50. 2863 sayılı Kanun'un 11. maddesi uyarınca özel hukuk gerçek ve tüzel kişilerinin mülkiyetinde bulunan taşınmaz kültür varlıklarının sahipleri bu varlıkların bakım ve onarımlarını Kültür ve Turizm Bakanlığının 2863 sayılı Kanun uyarınca bakım ve onarım hususunda vereceği emir ve talimatlara uygun olarak yerine getirdikleri sürece 2863 sayılı Kanun kapsamında tanınan hak ve muafiyetlerden yararlanabileceklerdir. Bu bakımdan ölçülülük ilkesi kapsamında yapılacak incelemede, özel hukuka tabi gerçek ve tüzel kişilerin mülkiyetindeki taşınmaz kültür varlıklarıyla ilgili olarak sağlanacak yardım ve kolaylıklara ilişkin 2863 sayılı Kanun kapsamındaki düzenlemelerin ayrıca değerlendirilmesi gerekmektedir.

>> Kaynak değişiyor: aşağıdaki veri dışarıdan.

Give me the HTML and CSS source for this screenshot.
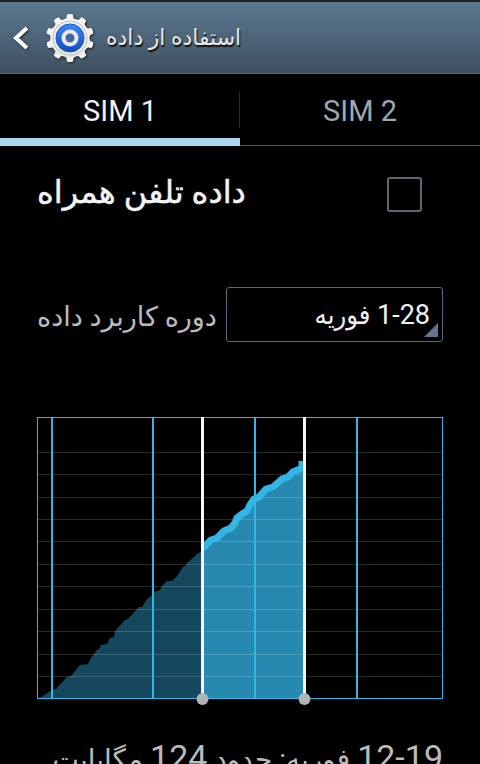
FILE: index.html
```html
<!DOCTYPE html>
<html lang="fa">
<head>
<meta charset="utf-8">
<meta name="viewport" content="width=device-width, initial-scale=1">
<title>استفاده از داده</title>
<link rel="stylesheet" href="styles.css">
</head>
<body>
<header class="bar">
  <button class="back" type="button" aria-label="بازگشت">
    <svg width="16" height="24" viewBox="0 0 16 24"><path d="M14 2 3 12l11 10" fill="none" stroke="#fff" stroke-width="4"/></svg>
  </button>
  <svg class="gear" width="50" height="50" viewBox="-25 -25 50 50" aria-hidden="true">
    <defs>
      <linearGradient id="metal" x1="0" y1="0" x2="0" y2="1"><stop offset="0" stop-color="#fff"/><stop offset="1" stop-color="#e6e6e6"/></linearGradient>
      <linearGradient id="blue" x1="0" y1="0" x2="0" y2="1"><stop offset="0" stop-color="#3d86ff"/><stop offset="1" stop-color="#0b4fb8"/></linearGradient>
      <path id="tooth" d="M-6-18-3.500-20-3-23.500Q0-24.500 3-23.500L3.500-20 6-18z"/>
    </defs>
    <g fill="url(#metal)">
      <use href="#tooth"/><use href="#tooth" transform="rotate(36)"/><use href="#tooth" transform="rotate(72)"/><use href="#tooth" transform="rotate(108)"/><use href="#tooth" transform="rotate(144)"/><use href="#tooth" transform="rotate(180)"/><use href="#tooth" transform="rotate(216)"/><use href="#tooth" transform="rotate(252)"/><use href="#tooth" transform="rotate(288)"/><use href="#tooth" transform="rotate(324)"/>
      <circle r="19.500"/>
    </g>
    <circle r="17" fill="#ececec" stroke="#bdbdbd"/>
    <circle r="14" fill="url(#blue)" stroke="#2459b0"/>
    <circle r="6.500" fill="#47679b" stroke="#e9e9e9" stroke-width="4"/>
  </svg>
  <h1 class="title" dir="rtl">استفاده از داده</h1>
</header>

<nav class="tabs">
  <button class="tab selected" type="button" aria-pressed="true">SIM 1</button>
  <button class="tab" type="button" aria-pressed="false">SIM 2</button>
</nav>

<main class="content">
  <div class="row">
    <label class="mobile" for="mobile" dir="rtl">داده تلفن همراه</label>
    <input class="check" id="mobile" type="checkbox">
  </div>
  <div class="row cycle">
    <label class="cycle-label" for="cycle" dir="rtl">دوره کاربرد داده</label>
    <span class="spinner">
      <select id="cycle" dir="rtl"><option>1-28 فوریه</option></select>
    </span>
  </div>

  <svg class="chart" viewBox="37 417 406 282" role="img" aria-labelledby="summary">
    <path class="past" d="M38 698 41 697 46 694 52 690 56 689 67 677 71 676 80 665 88 664 91 658 97 650 99 649 101 645 107 644 110 638 114 637 115 631 125 620 128 619 139 607 142 607 147 599 153 595 154 592 160 590 162 586 167 581 172 581 177 576 183 567 185 566 187 563 197 554 199 553 203 550V698z"/>
    <path class="current" d="M203 549 211 541 217 539 224 531 231 528 235 523 237 518 242 514 247 511 250 505 254 499 259 497 266 489 273 487 282 479 288 477 293 472 300 469 304 466V698H203z"/>
    <path class="grid" d="M38 452.500h404m-404 22h404m-404 23h404m-404 22h404m-404 22h404m-404 23h404m-404 22h404m-404 23h404m-404 22h404m-404 23h404m-404 22h404"/>
    <path class="line" d="M203 548 211 540 217 538 224 531 231 528 235 523 237 518 242 514 247 511 250 505 254 499 259 497 266 489 273 487 282 479 288 477 293 472 300 469 302 467V461"/>
    <path class="weeks" d="M52 418v280M153 418v280M255 418v280M357 418v280"/>
    <rect class="frame" x="37.500" y="417.500" width="405" height="281"/>
    <path class="sweep" d="M202.500 417v282M304.500 417v282"/>
    <circle class="knob" cx="202.500" cy="699" r="6"/>
    <circle class="knob" cx="304.500" cy="699" r="6"/>
  </svg>

  <p class="summary" id="summary" dir="rtl"><span class="figure">12-19</span> فوریه: حدود <span class="figure">124</span> مگابایت</p>
</main>
</body>
</html>
```

FILE: styles.css
```css
* {
  box-sizing: border-box;
}

body {
  display: flex;
  flex-direction: column;
  height: 100vh;
  margin: 0;
  overflow: hidden;
  background: #000;
  color: #f3f3f3;
  font-family: Roboto, "DejaVu Sans", sans-serif;
}

button {
  border: 0;
  padding: 0;
  background: none;
  color: inherit;
  font: inherit;
}

.bar {
  display: flex;
  flex: none;
  align-items: center;
  height: 74px;
  padding-left: 13px;
  border-top: 2px solid #222;
  border-bottom: 1px solid #526b7c;
  background: linear-gradient(#5b7990, #404f60);
}

.back {
  display: flex;
  width: 32px;
}

.back svg,
.gear {
  filter: drop-shadow(1px 1px 1px #222);
}

.title {
  margin: 0 0 0 11px;
  color: #e6e6e6;
  font-size: 22px;
  font-weight: 400;
  line-height: 28px;
  text-shadow: 1px 2px 1px #111;
}

.tabs {
  display: flex;
  flex: none;
  height: 72px;
}

.tab {
  position: relative;
  flex: 1;
  border-bottom: 1px solid #4c5d69;
  padding-top: 3px;
  color: #9fa7ae;
  font-size: 29px;
}

.tab.selected {
  border-bottom: 8px solid #a9d6f1;
  padding-top: 10px;
  color: #f3f3f3;
}

.tab + .tab::before {
  content: "";
  position: absolute;
  top: 18px;
  left: -1px;
  width: 1px;
  height: 36px;
  background: #2a2a2a;
}

.content {
  flex: 1;
  min-height: 0;
  padding: 0 37px;
  overflow-y: auto;
  scrollbar-width: none;
}

.row {
  display: flex;
  align-items: center;
  justify-content: space-between;
  height: 96px;
}

.mobile {
  padding-bottom: 4px;
  font-size: 32px;
  -webkit-text-stroke: 0.5px;
}

.check {
  appearance: none;
  width: 35px;
  height: 35px;
  margin: 0 21px 0 0;
  border: 2px solid #606670;
  border-radius: 3px;
}

.cycle {
  gap: 8px;
  height: 55px;
  margin-top: 45px;
}

.cycle-label {
  padding-top: 4px;
  color: #bbb;
  font-size: 27px;
  white-space: nowrap;
}

.spinner {
  position: relative;
  flex: 1;
  max-width: 217px;
  height: 55px;
}

.spinner select {
  appearance: none;
  width: 100%;
  height: 100%;
  padding: 0 12px;
  border: 1px solid #526b7c;
  border-radius: 3px;
  background: #000;
  color: #f3f3f3;
  font: 27px Roboto, "DejaVu Sans Condensed", "DejaVu Sans", sans-serif;
}

.spinner::after {
  content: "";
  position: absolute;
  right: 5px;
  bottom: 5px;
  width: 14px;
  height: 14px;
  background: #63758c;
  clip-path: polygon(100% 0, 100% 100%, 0 100%);
  pointer-events: none;
}

.chart {
  display: block;
  width: 100%;
  margin-top: 75px;
  overflow: visible;
}

.past {
  fill: #15485c;
}

.current {
  fill: #2789af;
}

.grid,
.line,
.weeks,
.frame,
.sweep {
  fill: none;
}

.grid {
  stroke: #fff;
  stroke-opacity: 0.16;
}

.line {
  stroke: #33b5e5;
  stroke-width: 7;
  stroke-linejoin: round;
}

.weeks {
  stroke: #33b5e5;
  stroke-width: 2;
}

.frame {
  stroke: #33b5e5;
}

.sweep {
  stroke: #f6f6f6;
  stroke-width: 3;
}

.knob {
  fill: #b2b2b2;
}

.summary {
  margin: 38px 0 0;
  color: #bbb;
  font-size: 28px;
  white-space: nowrap;
}

.figure {
  font-size: 34px;
}
```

51. 2863 sayılı Kanun'un 12. maddesinde korunması gereken kültür varlıklarının korunması, bakım ve onarımı için bu varlıkların maliklerine Bakanlıkça ayni, nakdi ve teknik yardım yapılacağı öngörülmüştür. 2863 sayılı Kanun'un 15. maddesinde, korunması gereken kültür varlıklarının Bakanlıkça hazırlanacak programlara uygun olarak kamulaştırılacağı belirtilmiş, hangi usul ve esaslara göre kamulaştırma yapılacağı düzenlenmiştir. Yine aynı Kanun'un 21. maddesinde, korunması gereken taşınmaz kültür varlıklarının ve bu varlıkların korunması amacıyla yapılacak bakım, onarım ve benzeri faaliyetlerin belli koşullarda her türlü vergi, resim ve harçtan muaf olduğu belirtilmiştir.

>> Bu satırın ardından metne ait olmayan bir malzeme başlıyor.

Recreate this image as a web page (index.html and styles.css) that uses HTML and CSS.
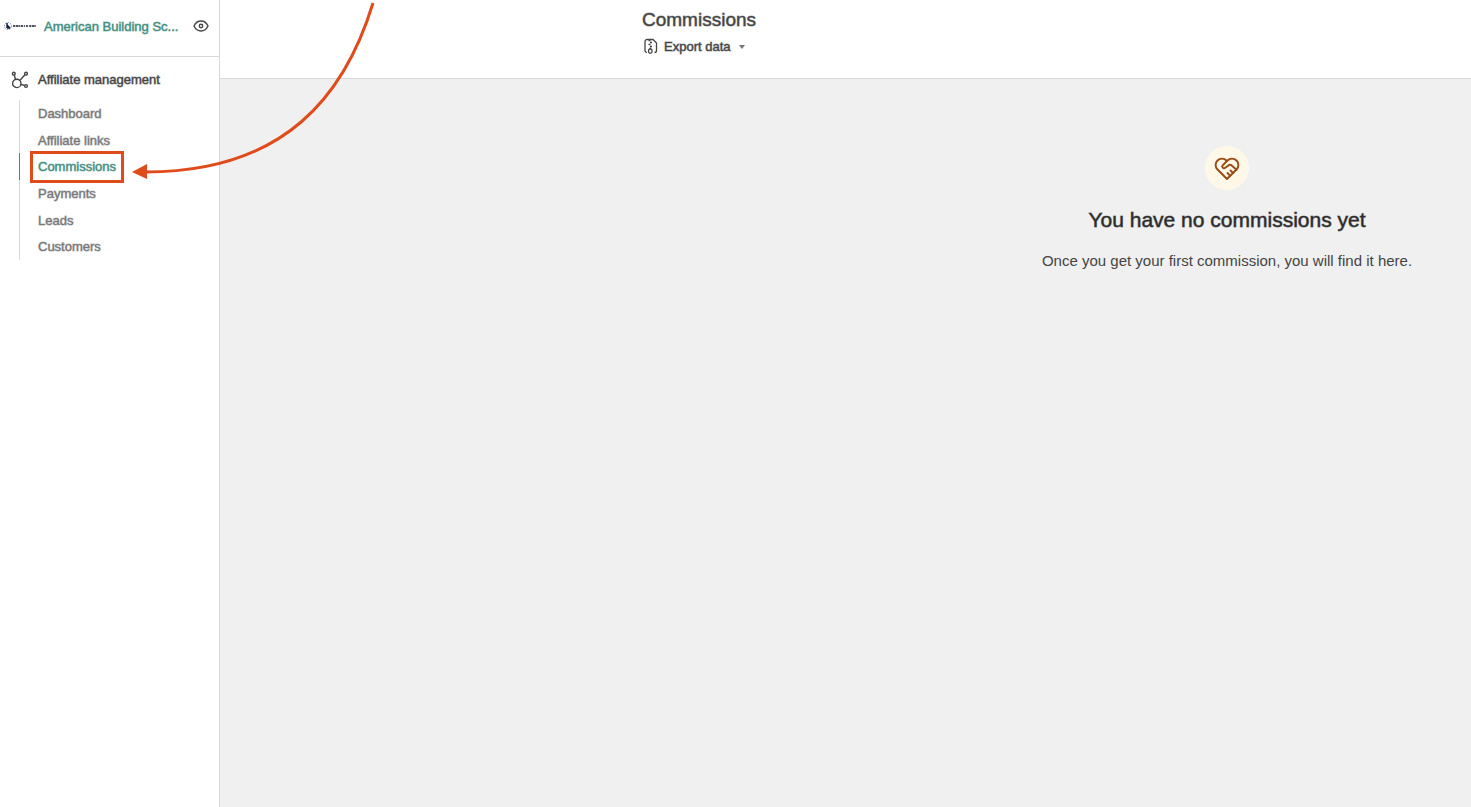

52. Başvuruya konu olayda 2863 sayılı Kanun'un mülkiyetin kullanımına sınırlandırma getiren maddeleri ile korunması gereken kültür varlığı maliklerine yardım ve kolaylıklar öngören maddeleri birlikte değerlendirildiğinde, başvurucunun taşınmaz üzerindeki mülkiyet hakkının devam ettiği, başvurucunun Kültür ve Turizm Bakanlığının, taşınmazın bakım ve onarımına ilişkin 2863 sayılı Kanun kapsamında vereceği emir ve talimatlara uygun hareket ettiği sürece 2863 sayılı Kanun'un maliklere tanıdığı hak, muafiyet ve kolaylıklardan yararlanabileceği gibi 2863 sayılı Kanun hükümlerine aykırı olmamak kaydıyla mülkiyet hakkının tanıdığı tüm yetkilerini de kullanabileceği, başvurucunun sağlanan hak ve kolaylıklardan yararlanamadığı yönünde somut bir şikâyetinin bulunmadığı, ayrıca yapılan müdahaleye karşı yetkili makamlar önünde etkin bir biçimde itiraz edebilme olanağının başvurucuya tanındığı dikkate alındığında müdahalenin ortaya çıkardığı durumun, başvurucunun mülkiyet hakkının korunması ile kamusal menfaatin gerekleri arasında sağlanması gereken dengeyi bozmadığı ve başvurucu açısından meşru sayılamayacak ferdî ve aşırı nitelikte bir yük oluşturmadığı sonucuna varılmıştır.

53. Açıklanan nedenlerle başvurucunun Anayasa’nın 35. maddesinde güvence altına alınan mülkiyet hakkının ihlal edilmediğine karar verilmesi gerekir.

V. HÜKÜM

Açıklanan gerekçelerle;

A. Başvurunun KABUL EDİLEBİLİR OLDUĞUNA,

B. Anayasa’nın 35. maddesinde güvence altına alınan mülkiyet hakkının İHLAL EDİLMEDİĞİNE,

C. Yargılama giderlerinin başvurucu üzerinde BIRAKILMASINA,

D. Kararın bir örneğinin Adalet Bakanlığına GÖNDERİLMESİNE

12/7/2016 tarihinde OYBİRLİĞİYLE karar verildi.